Warning on 0% interest rates
November 5, 2008
A leading economist has recently stated that the base rate in the UK may have to fall to 0% in order to try and get the financial markets and the economy back on a stable footing. The warning comes as the economy races towards recession. Charles Goodhart, a founding member of the Bank of England’s Monetary Policy Committee, said that the base rate was set to fall aggressively. He served as a member of the MPC between 1997 and 2000, and is now professor emeritus of banking and finance at the London School of Economics.
He said: ‘Interest rates will go down from now, by how far and how fast nobody knows. They could go to zero.
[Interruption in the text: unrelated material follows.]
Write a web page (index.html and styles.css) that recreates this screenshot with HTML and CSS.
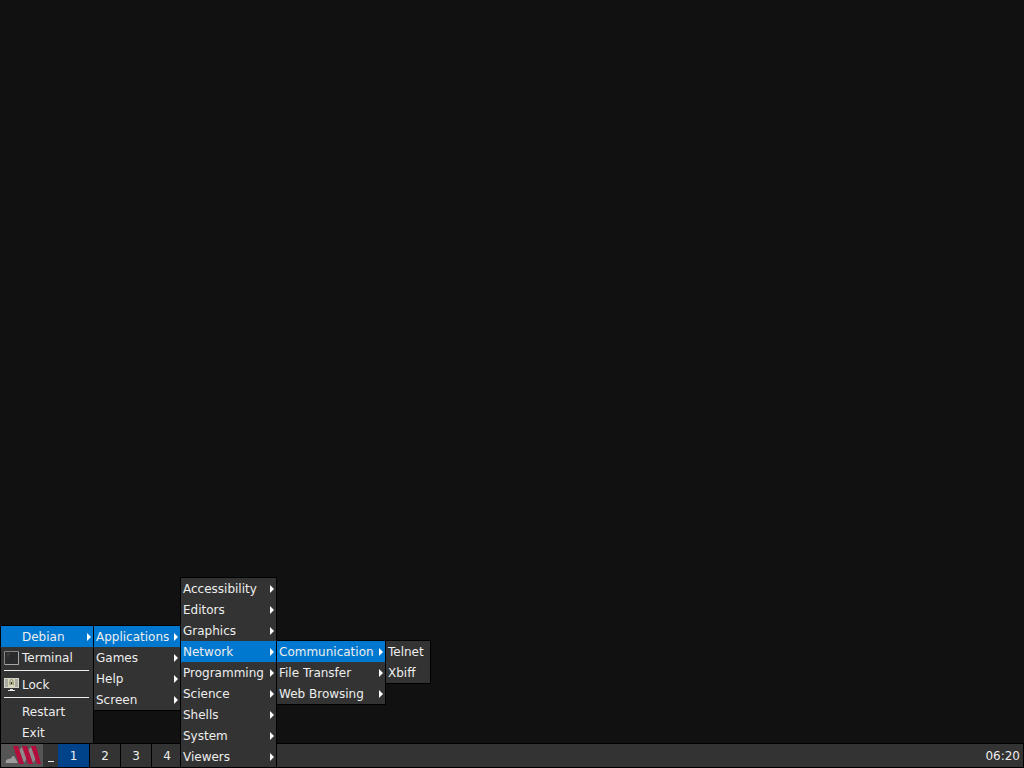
FILE: index.html
```
<!DOCTYPE html>
<html lang="en">
<head>
<meta charset="utf-8">
<title>Desktop</title>
<link rel="stylesheet" href="styles.css">
</head>
<body>
<main class="desktop"></main>
<footer class="taskbar">
  <button class="start" aria-label="Menu">
    <svg class="logo" viewBox="0 0 42 23" aria-hidden="true">
      <path d="M5 19c-1-3 1-4 3-4 3 0 2-3 5-3l4 7z" fill="#9d9a9a"/>
      <path d="M18 6l3-3 5 11-3 5zM27 6l3-3 5 11-3 5z" fill="#8f898c"/>
      <path d="M12 2h5l6 18h-5zM21 2h5l6 18h-5zM30 2h5l5 18h-4z" fill="#b40c3b"/>
    </svg>
  </button>
  <button class="show-desktop" aria-label="Show desktop"><span class="dash"></span></button>
  <nav class="workspaces" aria-label="Workspaces">
    <button class="workspace current">1</button>
    <button class="workspace">2</button>
    <button class="workspace">3</button>
    <button class="workspace">4</button>
  </nav>
  <time class="clock">06:20</time>

  <ul class="menu root">
    <li class="open"><button class="item parent">Debian</button>
      <ul class="menu sections">
        <li class="open"><button class="item parent">Applications</button>
          <ul class="menu categories">
            <li><button class="item parent">Accessibility</button></li>
            <li><button class="item parent">Editors</button></li>
            <li><button class="item parent">Graphics</button></li>
            <li class="open"><button class="item parent">Network</button>
              <ul class="menu network">
                <li class="open"><button class="item parent">Communication</button>
                  <ul class="menu programs">
                    <li><button class="item">Telnet</button></li>
                    <li><button class="item">Xbiff</button></li>
                  </ul>
                </li>
                <li><button class="item parent">File Transfer</button></li>
                <li><button class="item parent">Web Browsing</button></li>
              </ul>
            </li>
            <li><button class="item parent">Programming</button></li>
            <li><button class="item parent">Science</button></li>
            <li><button class="item parent">Shells</button></li>
            <li><button class="item parent">System</button></li>
            <li><button class="item parent">Viewers</button></li>
          </ul>
        </li>
        <li><button class="item parent">Games</button></li>
        <li><button class="item parent">Help</button></li>
        <li><button class="item parent">Screen</button></li>
      </ul>
    </li>
    <li><button class="item">
      <svg class="icon" viewBox="0 0 16 16" aria-hidden="true">
        <path d="M.5 1.500h14v13H.5z" fill="#292b2d" stroke="#858585"/>
        <path d="M3 4h3M3 6h2" stroke="#4b4d4f"/>
        <path d="M1 14.500h13.500V2" fill="none" stroke="#a5a5a5"/>
      </svg>Terminal</button></li>
    <li class="separator" role="separator"></li>
    <li><button class="item">
      <svg class="icon" viewBox="0 0 16 16" aria-hidden="true">
        <path d="M0 1h15v10H0z" fill="#d4d4ca"/>
        <path d="M1 2h13v8H1z" fill="#aaaaa0"/>
        <path d="M4 2h7v8H4z" fill="#d8d6bb"/>
        <path d="M6 5V4a1.500 1.500 0 0 1 3 0v1" fill="none" stroke="#8d8a6a"/>
        <path d="M5 5h5v3H5z" fill="#a5a27f"/>
        <path d="M7 5h1v2H7z" fill="#333"/>
        <path d="M6 12h3v1h2v1H4v-1h2z" fill="#e8e8e4"/>
      </svg>Lock</button></li>
    <li class="separator" role="separator"></li>
    <li><button class="item">Restart</button></li>
    <li><button class="item">Exit</button></li>
  </ul>
</footer>
</body>
</html>
```
FILE: styles.css
```
* { box-sizing: border-box; }

body {
  margin: 0;
  height: 100vh;
  display: flex;
  flex-direction: column;
  background: #111;
  color: #eee;
  font: 12px/21px "DejaVu Sans", sans-serif;
}

button {
  margin: 0;
  padding: 0;
  border: 0;
  background: none;
  color: inherit;
  font: inherit;
}

.desktop { flex: 1; }

.taskbar {
  position: relative;
  display: flex;
  height: 25px;
  border: 1px solid #000;
  background: #333;
}

.start {
  width: 42px;
  background: #555;
}

.logo {
  display: block;
  width: 42px;
  height: 23px;
}

.show-desktop {
  display: flex;
  align-items: flex-end;
  justify-content: center;
  width: 15px;
  padding-bottom: 5px;
}

.dash {
  width: 6px;
  height: 1px;
  background: #eee;
}

.workspaces { display: flex; }

.workspace {
  width: 31px;
  padding-top: 2px;
  border-right: 1px solid #000;
}

.workspace.current {
  width: 32px;
  background: #00438a;
}

.clock {
  margin-left: auto;
  padding-right: 3px;
  line-height: 25px;
}

.menu {
  position: absolute;
  margin: 0;
  padding: 0;
  border: 1px solid #000;
  background: #333;
  list-style: none;
}

.menu li { position: relative; }

.menu .menu {
  top: -1px;
  left: 100%;
}

.menu.root {
  bottom: 100%;
  left: -1px;
  width: 94px;
}

.menu .sections { width: 88px; }

.menu .categories {
  top: -49px;
  width: 97px;
}

.menu .network { width: 110px; }

.menu .programs { width: 46px; }

.item {
  display: flex;
  align-items: center;
  width: 100%;
  height: 21px;
  padding: 2px 2px 0;
  text-align: left;
  white-space: nowrap;
}

.root > li > .item { padding-left: 21px; }

.open > .item { background: #0078d0; }

.parent::after {
  content: "";
  margin: 0 0 2px auto;
  border: 4px solid transparent;
  border-left-color: #fff;
  border-right: 0;
}

.icon {
  width: 16px;
  height: 16px;
  margin: 0 2px 2px -18px;
}

.separator {
  height: 6px;
  padding: 2px 4px 0 3px;
}

.separator::before {
  content: "";
  display: block;
  height: 1px;
  background: #eee;
}
```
They went to zero in Japan in the 1990s when the Japanese had a recession or depression which went on for a long time and was quite severe.’
The base rate currently stands at 4.5% following a surprise rate cut of 0.5% at the start of October, but if the base rate does plunge to 0% this would be its lowest level since the Bank of England was founded over three hundred years ago.
The Prime Minister, Gordon Brown, has been calling for more aggressive cuts in interest rates, and he recently stated: ‘Inflation is coming down over the next few months and that will mean that it gives scope to the monetary authorities, including the Bank of England, round the world, to make a decision about interest rates.’
However, some officials have said that even aggressive rate cuts now are too little too late, as many see the nation as already being in a recession.
The government also wants to bring forward spending on major state-funded housing, defence and energy projects to boost the economy, but some officials are concerned about this. One industry professional said: ‘We would like to dissent from the attempt to use a public works programme to spend the country’s way out of recession. Public expenditure has already risen very rapidly in recent years, and a further large rise would take the role of the state in many parts of the economy to such a dominant position that it would stunt the private sector’s recovery once recession is past.’